The damning verdict follows U-turns on welfare and winter fuel payments that have blown a hole in Labour’s plans.
The Office for Budget Responsibility (OBR) said yesterday the UK was ‘particularly vulnerable’ compared to countries that had been quicker to get to grips with public finances.
A global trade war, rising defence spending and an ageing population are among ‘daunting’ challenges Britain faces – with ballooning health and welfare bills adding to the pressure.
OBR chairman Richard Hughes said: ‘The UK finances are in an unsustainable position in the long run. The UK cannot afford the array of promises it has made to the public.’
Mr Hughes explained that politicians needed to understand ‘choices and trade-offs’ that must be made.
So far, however, the burden has fallen chiefly on families and businesses who are set to see the tax burden climb to a 38 per cent of GDP in the next few years – the highest level since the Second World War.
Despite that, Britain’s debt currently stands at around 100 per cent of the size of the economy.

Britain ‘cannot afford the array of promises that it has made to the public’, the Budget watchdog warned

The Office for Budget Responsibility (OBR) said yesterday the UK was ‘particularly vulnerable’ compared to countries that had been quicker to get to grips with public finances
And Mr Hughes went on to say that ‘if you leave the public finances on autopilot’ it will rise to 270 per cent by the 2070s.
He added: ‘The UK has never had debt of that level in its recent past and so it is a trajectory it can’t sustain.’
Already, Britain must pay the third highest borrowing rates of any advanced economy – after New Zealand and Iceland – and that could worsen as investors worry about its outlook, the OBR warned.
It also has the third highest annual borrowing level – and fourth highest debt among advanced European economies. Mr Hughes said: ‘That leaves us in a particularly vulnerable position.
‘Other countries have been quicker at consolidating public finances, getting them back to a more resilient position in the wake of the same shocks we’ve faced over the last five years.’
As OBR officials set out the findings, UK 30-year borrowing costs climbed to the highest level since May while rates on ten-year government debt spiked close to those seen last week when Chancellor Rachel Reeves’ tears in the House of Commons alarmed markets.
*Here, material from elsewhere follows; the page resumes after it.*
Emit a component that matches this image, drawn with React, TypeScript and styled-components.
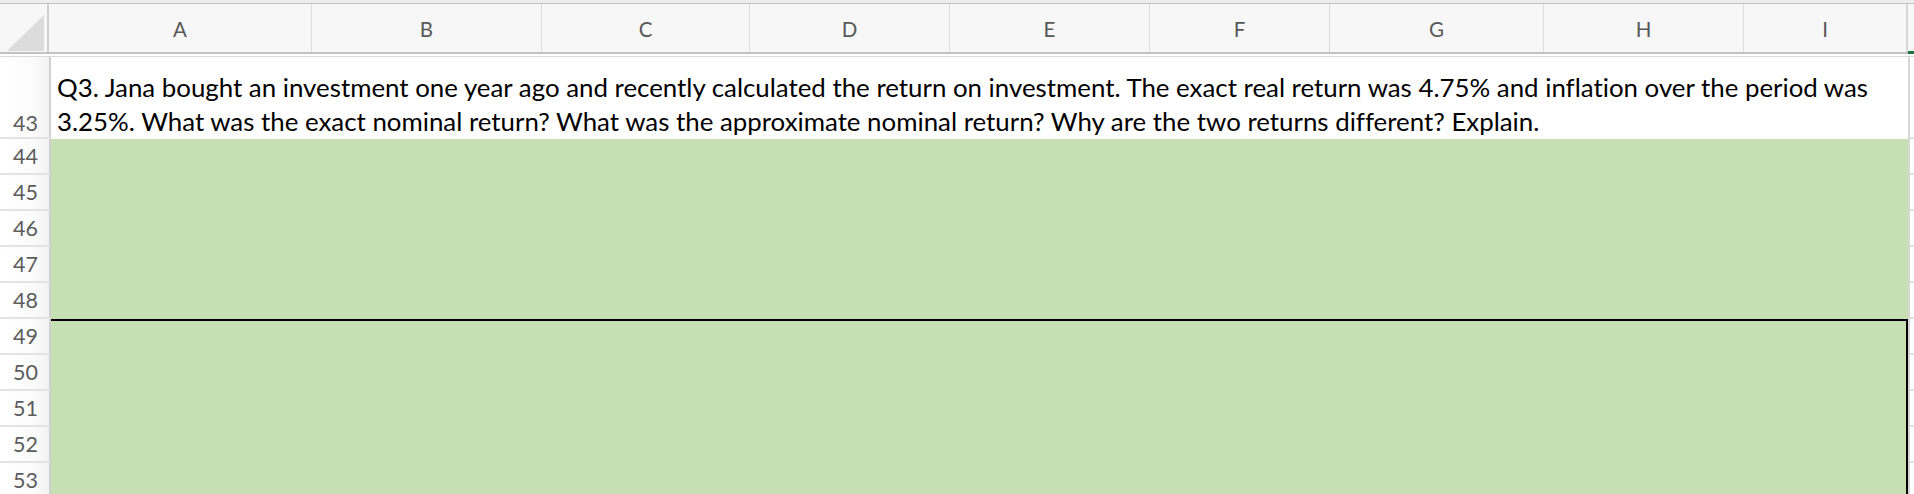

Labour’s humiliating climbdown over its attempt to reduce the welfare bill last week has added to the pressure.
Britain’s outlook could be even bleaker if the dismal pace of productivity growth – getting more done per worker – fails to pick up. Just 0.1 percentage point shaved off the OBR’s productivity outlook will wipe out the Chancellor’s £9.9billion ‘headroom’ against meeting her Budget rules.
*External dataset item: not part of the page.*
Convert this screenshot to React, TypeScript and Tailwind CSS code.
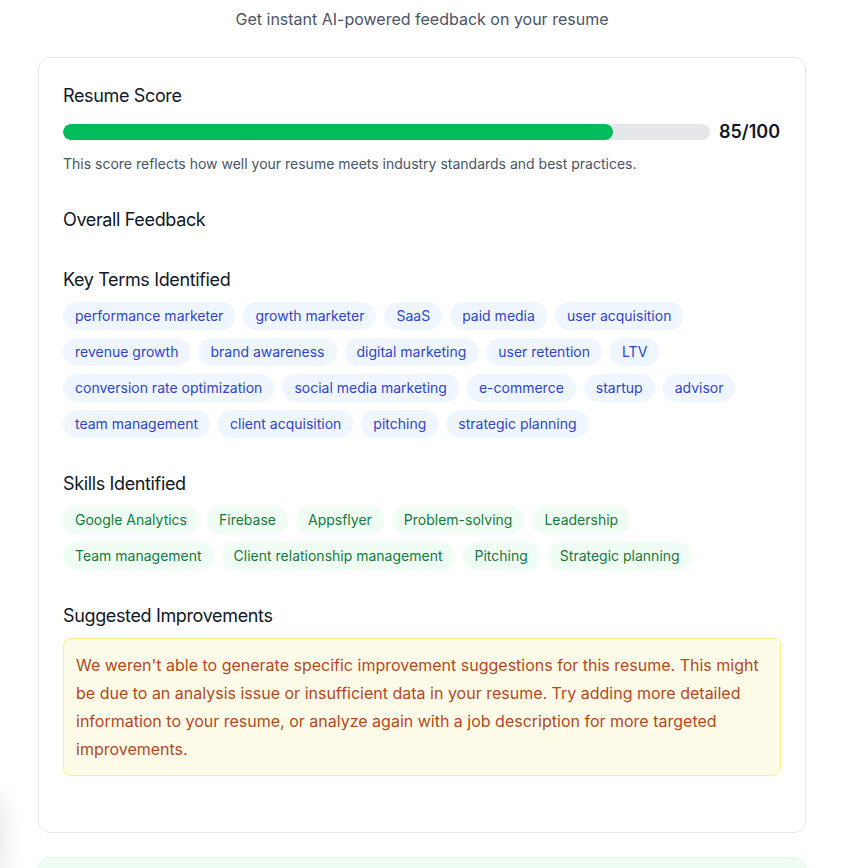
import React from 'react'

const keyTerms = [
  'performance marketer',
  'growth marketer',
  'SaaS',
  'paid media',
  'user acquisition',
  'revenue growth',
  'brand awareness',
  'digital marketing',
  'user retention',
  'LTV',
  'conversion rate optimization',
  'social media marketing',
  'e-commerce',
  'startup',
  'advisor',
  'team management',
  'client acquisition',
  'pitching',
  'strategic planning',
]

const skills = [
  'Google Analytics',
  'Firebase',
  'Appsflyer',
  'Problem-solving',
  'Leadership',
  'Team management',
  'Client relationship management',
  'Pitching',
  'Strategic planning',
]

function SectionTitle({ children }: { children: React.ReactNode }) {
  return <h3 className="text-lg font-normal tracking-[-0.02em] text-gray-900 mb-2">{children}</h3>
}

export default function App() {
  const score = 85

  return (
    <div
      className="relative min-h-screen bg-white overflow-hidden"
      style={{ fontFamily: 'Inter, "Noto Sans", sans-serif' }}
    >
      {/* floating element peeking from the left edge */}
      <div className="absolute left-[-70px] top-[798px] w-[70px] h-[80px] rounded-2xl bg-white shadow-[0_0_28px_rgba(0,0,0,0.14)]" />

      <div className="w-[768px] ml-[38px]">
        <p className="text-center text-gray-600 text-base leading-6 mt-[7px] mb-[26px]">
          Get instant AI-powered feedback on your resume
        </p>

        <div className="bg-white border border-gray-200 rounded-xl p-6 pb-14">
          <div className="flex flex-col gap-8">
            {/* Resume Score */}
            <div>
              <SectionTitle>Resume Score</SectionTitle>
              <div className="flex items-center h-7">
                <div className="flex-1 h-4 bg-gray-200 rounded-full overflow-hidden">
                  <div className="h-full bg-[#02bb5a] rounded-full" style={{ width: `${score}%` }} />
                </div>
                <span className="ml-[9px] w-[62px] text-lg font-semibold text-gray-900">{score}/100</span>
              </div>
              <p className="text-sm text-gray-600 mt-2">
                This score reflects how well your resume meets industry standards and best practices.
              </p>
            </div>

            {/* Overall Feedback */}
            <div>
              <h3 className="text-lg font-normal tracking-[-0.02em] text-gray-900">Overall Feedback</h3>
            </div>

            {/* Key Terms */}
            <div>
              <SectionTitle>Key Terms Identified</SectionTitle>
              <div className="flex flex-wrap gap-2">
                {keyTerms.map(term => (
                  <span key={term} className="px-3 py-1 text-sm bg-blue-50 text-[#2f45c9] rounded-full">
                    {term}
                  </span>
                ))}
              </div>
            </div>

            {/* Skills */}
            <div>
              <SectionTitle>Skills Identified</SectionTitle>
              <div className="flex flex-wrap gap-2">
                {skills.map(skill => (
                  <span key={skill} className="px-3 py-1 text-sm bg-green-50 text-[#137a3e] rounded-full">
                    {skill}
                  </span>
                ))}
              </div>
            </div>

            {/* Suggested Improvements */}
            <div>
              <SectionTitle>Suggested Improvements</SectionTitle>
              <div className="bg-yellow-50 border border-yellow-200 rounded-lg p-3">
                <p className="text-base leading-7 text-[#b4491c]">
                  We weren't able to generate specific improvement suggestions for this resume. This might be
                  due to an analysis issue or insufficient data in your resume. Try adding more detailed
                  information to your resume, or analyze again with a job description for more targeted
                  improvements.
                </p>
              </div>
            </div>
          </div>
        </div>

        <div className="mt-6 h-[120px] bg-green-50 border border-green-100 rounded-xl" />
      </div>
    </div>
  )
}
Meanwhile, the state’s bill for net zero is expected to hit £800billion-plus between now and 2050 largely due to motorists going electric, reducing fuel duties paid to the Treasury.
The OBR’s annual fiscal risks report said the UK emerged from a series of reverses, including Covid and the energy crisis, in a ‘relatively vulnerable’ position. Efforts to balance the books met only ‘limited and temporary success’.
The report went on: ‘Planned tax rises have been reversed, and, more significantly, planned spending reductions have been abandoned.
‘The result has been a substantial erosion of the UK’s capacity to respond to future shocks and growing pressures on the public finances.’
A Treasury spokesman said: ‘We recognise the economic realities the OBR sets out. This is why we are committed to ensuring stability in the economy through our non-negotiable fiscal rules which have allowed us to invest in the UK to drive a decade of renewal and put more money in people’s pockets.’